Monday, July 25, 2016

Hillwood Estate, Museum, & Gardens

Image found here.

I recently discovered Hillwood Estate, Museum, & Gardens for the first time. A Meet-Up group was going to visit, and since I had just recently heard about the place, I thought I'd check it out.

The place is beautiful, and it's amazing to think that it's right in Cleveland Park in Washington, D.C.! It's completely tucked away, and everything about the place is incredible. We started our self-guided tour in the museum, which was the mansion of Marjorie Merriweather Post (as in Post cereal). She was quite the collector, especially of art. The building itself is gorgeous both inside and out, and there is so much to look at! Such opulence!

The magnificent staircase when you first walk in is overwhelming!
She collected A LOT of fancy dishware.
Dining Room
There are figurine collections throughout the mansion.

One of Post's husbands worked in Russia, so she has a lot of Russian art in her collection, including Fabergé eggs.

We also learned about the history of this estate and the people who worked there. There were so many staff members: cooks, servants, the butler, maids (even the maids had their own maids!), etc.! Ms.

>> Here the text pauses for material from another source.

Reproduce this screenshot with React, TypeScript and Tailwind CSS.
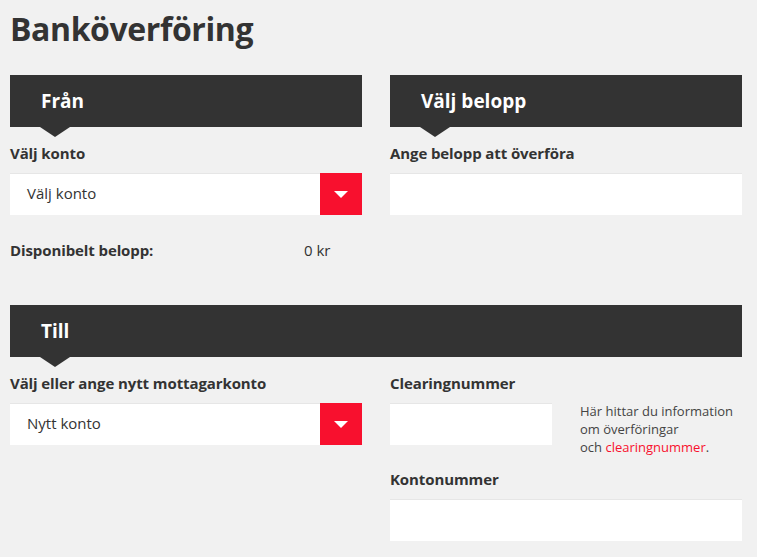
import { ReactNode } from "react";

const SectionHeader = ({ title }: { title: string }) => (
  <div className="relative h-[52px] bg-[#333333] flex items-center pl-[31px]">
    <h2 className="text-[19px] font-bold text-white leading-none">{title}</h2>
    <span className="absolute left-[30px] top-full w-0 h-0 border-l-[15px] border-r-[15px] border-t-[10px] border-l-transparent border-r-transparent border-t-[#333333]" />
  </div>
);

const Label = ({ children }: { children: ReactNode }) => (
  <label className="block text-[15px] font-bold text-[#333333] leading-5 tracking-[-0.1px]">{children}</label>
);

const SelectBox = ({ value }: { value: string }) => (
  <div className="flex h-[42px] bg-white border-t border-[#e6e6e6]">
    <div className="flex-1 flex items-center pl-[17px] pb-[3px] text-[15px] text-[#333333]">{value}</div>
    <div className="w-[42px] -mt-px bg-[#f8102e] flex items-center justify-center">
      <span className="w-0 h-0 border-l-[7px] border-r-[7px] border-t-[7px] border-l-transparent border-r-transparent border-t-white" />
    </div>
  </div>
);

const TextInput = ({ className = "" }: { className?: string }) => (
  <input type="text" className={`block h-[42px] bg-white border-t border-[#e6e6e6] outline-none ${className}`} />
);

const App = () => {
  return (
    <div className="min-h-screen bg-[#f1f1f1] pl-[10px] pr-[15px] pt-[7px] font-['Open_Sans',sans-serif] text-[#333333]">
      <h1 className="text-[32px] font-bold leading-[44px] tracking-[-0.4px]">Banköverföring</h1>

      {/* Från / Välj belopp */}
      <div className="grid grid-cols-2 gap-[28px] mt-[24px]">
        <div>
          <SectionHeader title="Från" />
          <div className="mt-[16px]">
            <Label>Välj konto</Label>
          </div>
          <div className="mt-[10px]">
            <SelectBox value="Välj konto" />
          </div>
          <div className="flex mt-[25px] text-[15px] leading-5">
            <span className="font-bold w-[294px] tracking-[-0.1px]">Disponibelt belopp:</span>
            <span>0 kr</span>
          </div>
        </div>
        <div>
          <SectionHeader title="Välj belopp" />
          <div className="mt-[16px]">
            <Label>Ange belopp att överföra</Label>
          </div>
          <div className="mt-[10px]">
            <TextInput className="w-full" />
          </div>
        </div>
      </div>

      {/* Till */}
      <div className="mt-[45px]">
        <SectionHeader title="Till" />
        <div className="grid grid-cols-2 gap-[28px] mt-[16px]">
          <div>
            <Label>Välj eller ange nytt mottagarkonto</Label>
            <div className="mt-[10px]">
              <SelectBox value="Nytt konto" />
            </div>
          </div>
          <div>
            <Label>Clearingnummer</Label>
            <div className="flex mt-[10px]">
              <TextInput className="w-[162px]" />
              <p className="ml-[28px] mt-[-1px] text-[13px] leading-[18px] text-[#444444]">
                Här hittar du information
                <br />
                om överföringar
                <br />
                och <a className="text-[#f8102e]">clearingnummer</a>.
              </p>
            </div>
            <div className="mt-[13px]">
              <Label>Kontonummer</Label>
            </div>
            <div className="mt-[10px]">
              <TextInput className="w-full" />
            </div>
          </div>
        </div>
      </div>
    </div>
  );
};

export default App;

Post loved to entertain and was always having people over for luncheons, parties, and so on.

The kitchen areas are huge!
Ms. Post had two other estates: Camp Topridge in New York and Mar-A-Lago in Florida.
"Marjorie Post wore a look of amused delight when watching the fun her guests were having. She derived real fulfillment from using her money that way." -Columnist Betty Beal

She really loved having portraits of herself. There are several throughout the museum!

She even has her own bust!

Once we made our way out of the house (which takes some time on its own), we made our way to the greenhouse. Ms. Post liked to have fresh orchids in the house when she was visiting, and they were grown right in the greenhouse next door.

Image found here.
 Right now there is a special exhibition going on called Deco Japan, which features Japanese art from 1920-1945. We spent some time checking this special collection out, and I especially liked the focus on animals and the "modern" Japanese woman.

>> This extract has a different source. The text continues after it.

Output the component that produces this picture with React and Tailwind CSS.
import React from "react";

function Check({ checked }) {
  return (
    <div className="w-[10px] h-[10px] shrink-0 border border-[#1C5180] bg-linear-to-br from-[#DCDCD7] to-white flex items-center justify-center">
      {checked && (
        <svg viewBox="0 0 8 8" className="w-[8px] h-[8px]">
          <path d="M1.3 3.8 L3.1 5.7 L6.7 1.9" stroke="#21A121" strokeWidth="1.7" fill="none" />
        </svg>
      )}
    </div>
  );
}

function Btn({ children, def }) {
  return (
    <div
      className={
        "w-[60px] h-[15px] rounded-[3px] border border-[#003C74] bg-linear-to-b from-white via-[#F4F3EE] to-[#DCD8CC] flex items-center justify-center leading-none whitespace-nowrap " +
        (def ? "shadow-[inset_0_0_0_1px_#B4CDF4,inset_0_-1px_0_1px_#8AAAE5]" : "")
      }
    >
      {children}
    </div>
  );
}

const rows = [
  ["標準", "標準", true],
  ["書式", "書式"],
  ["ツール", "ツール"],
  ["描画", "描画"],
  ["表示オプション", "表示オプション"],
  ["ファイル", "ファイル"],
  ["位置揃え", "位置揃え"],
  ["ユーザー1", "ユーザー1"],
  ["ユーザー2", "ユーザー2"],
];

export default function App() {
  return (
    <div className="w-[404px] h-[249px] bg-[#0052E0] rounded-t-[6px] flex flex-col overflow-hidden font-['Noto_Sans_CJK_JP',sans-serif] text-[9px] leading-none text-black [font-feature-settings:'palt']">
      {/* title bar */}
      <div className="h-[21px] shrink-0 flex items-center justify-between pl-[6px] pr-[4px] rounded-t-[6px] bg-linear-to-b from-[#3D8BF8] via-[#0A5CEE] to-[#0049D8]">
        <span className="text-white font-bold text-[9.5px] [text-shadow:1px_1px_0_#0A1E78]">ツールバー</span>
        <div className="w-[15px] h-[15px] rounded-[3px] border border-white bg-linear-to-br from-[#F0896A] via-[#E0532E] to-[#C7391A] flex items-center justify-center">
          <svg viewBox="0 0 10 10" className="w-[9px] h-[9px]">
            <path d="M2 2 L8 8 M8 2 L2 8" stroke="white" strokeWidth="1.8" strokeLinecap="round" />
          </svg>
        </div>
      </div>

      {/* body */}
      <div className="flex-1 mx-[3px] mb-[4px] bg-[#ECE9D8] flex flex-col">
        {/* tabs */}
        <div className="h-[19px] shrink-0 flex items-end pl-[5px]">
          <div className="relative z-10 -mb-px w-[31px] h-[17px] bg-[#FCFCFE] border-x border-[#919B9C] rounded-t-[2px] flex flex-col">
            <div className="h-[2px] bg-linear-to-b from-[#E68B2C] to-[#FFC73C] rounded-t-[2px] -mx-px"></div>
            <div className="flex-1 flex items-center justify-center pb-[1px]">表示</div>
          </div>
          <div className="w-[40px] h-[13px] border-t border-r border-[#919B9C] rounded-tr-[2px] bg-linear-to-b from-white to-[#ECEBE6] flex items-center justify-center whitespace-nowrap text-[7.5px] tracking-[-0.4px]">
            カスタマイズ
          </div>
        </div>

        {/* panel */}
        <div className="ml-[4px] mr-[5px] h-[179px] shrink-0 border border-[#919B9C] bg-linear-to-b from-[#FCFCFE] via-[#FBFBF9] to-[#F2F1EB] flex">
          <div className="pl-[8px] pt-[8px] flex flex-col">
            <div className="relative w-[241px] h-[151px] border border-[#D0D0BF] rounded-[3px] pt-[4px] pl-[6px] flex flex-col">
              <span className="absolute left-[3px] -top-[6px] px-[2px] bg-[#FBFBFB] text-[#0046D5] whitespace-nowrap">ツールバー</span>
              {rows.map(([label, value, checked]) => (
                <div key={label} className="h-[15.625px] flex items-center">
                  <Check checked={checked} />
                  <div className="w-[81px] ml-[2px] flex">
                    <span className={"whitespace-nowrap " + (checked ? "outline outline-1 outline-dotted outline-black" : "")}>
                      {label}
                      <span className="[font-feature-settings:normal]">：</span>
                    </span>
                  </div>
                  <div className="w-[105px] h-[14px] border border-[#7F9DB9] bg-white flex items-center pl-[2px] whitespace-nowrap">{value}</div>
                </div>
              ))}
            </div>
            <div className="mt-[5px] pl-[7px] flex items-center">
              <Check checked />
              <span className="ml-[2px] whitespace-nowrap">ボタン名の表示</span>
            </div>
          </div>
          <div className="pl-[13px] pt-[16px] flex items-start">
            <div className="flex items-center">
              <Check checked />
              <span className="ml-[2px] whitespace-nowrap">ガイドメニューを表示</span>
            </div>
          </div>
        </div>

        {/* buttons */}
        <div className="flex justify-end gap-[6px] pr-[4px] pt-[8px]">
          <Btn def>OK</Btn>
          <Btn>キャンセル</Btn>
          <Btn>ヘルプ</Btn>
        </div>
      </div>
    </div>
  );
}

This is one of two buildings that featured the Deco Japan exhibit.

I believe rabbits are a sign of good luck in the Japanese culture.

I loved this picture of a young, modern woman skiing alone.
Again, more rabbits. Also, because Mandarin ducks mate for life, gifts featuring the birds were often given as wedding gifts.
Because turtles and tortoises live for a long time, they represent wishes of long life when given as gifts.
A bull, a rabbit, and a pair of Kirin (or Qilin)
A peacock and same cranes
I likes how these modern women were dressed in Western fashion, including their backless dresses.
This piece is called "Tipsy," which alludes to the drinking that went on during the time just before and during World War II.
Some of these "modern" jackets featured themes of smoking...
And of city-scapes...
And more cigarette boxes.
There is also a Japanese garden on the estate (which is always there; it's not part of the special Japanese art featured right now). It's quite pretty, with its little statues and waterfalls.

Ms. Post was an animal lover, and she has a pet cemetery on the estate grounds. I thought it was very sweet how much the family loved their pets!

The pets even have their own marked graves. It reminded me of the graves at Mount Herzl in Israel that I saw last summer.
My favorite part of the entire place is the cutting garden. Ms. Post loved fresh flowers, and there are so many different kinds in this garden. The flowers were all in bloom when I visited, and I couldn't help but take a million pictures! I was especially inspired when I saw some goldfinches eating some of the flowers (seeds? bugs inside?); I must have spent ten minutes just taking pictures of those birds!

And here are some pictures of the gold finches (and a tiger swallowtail butterfly!):

Notice the yellow birds at the tops of the plants.
This bird kept pulling off the petals of this flower!
This butterfly kept moving around, so it was hard to get a good shot of him.
This place is SO neat! I was there for a few hours and still felt rushed. I would love to go back!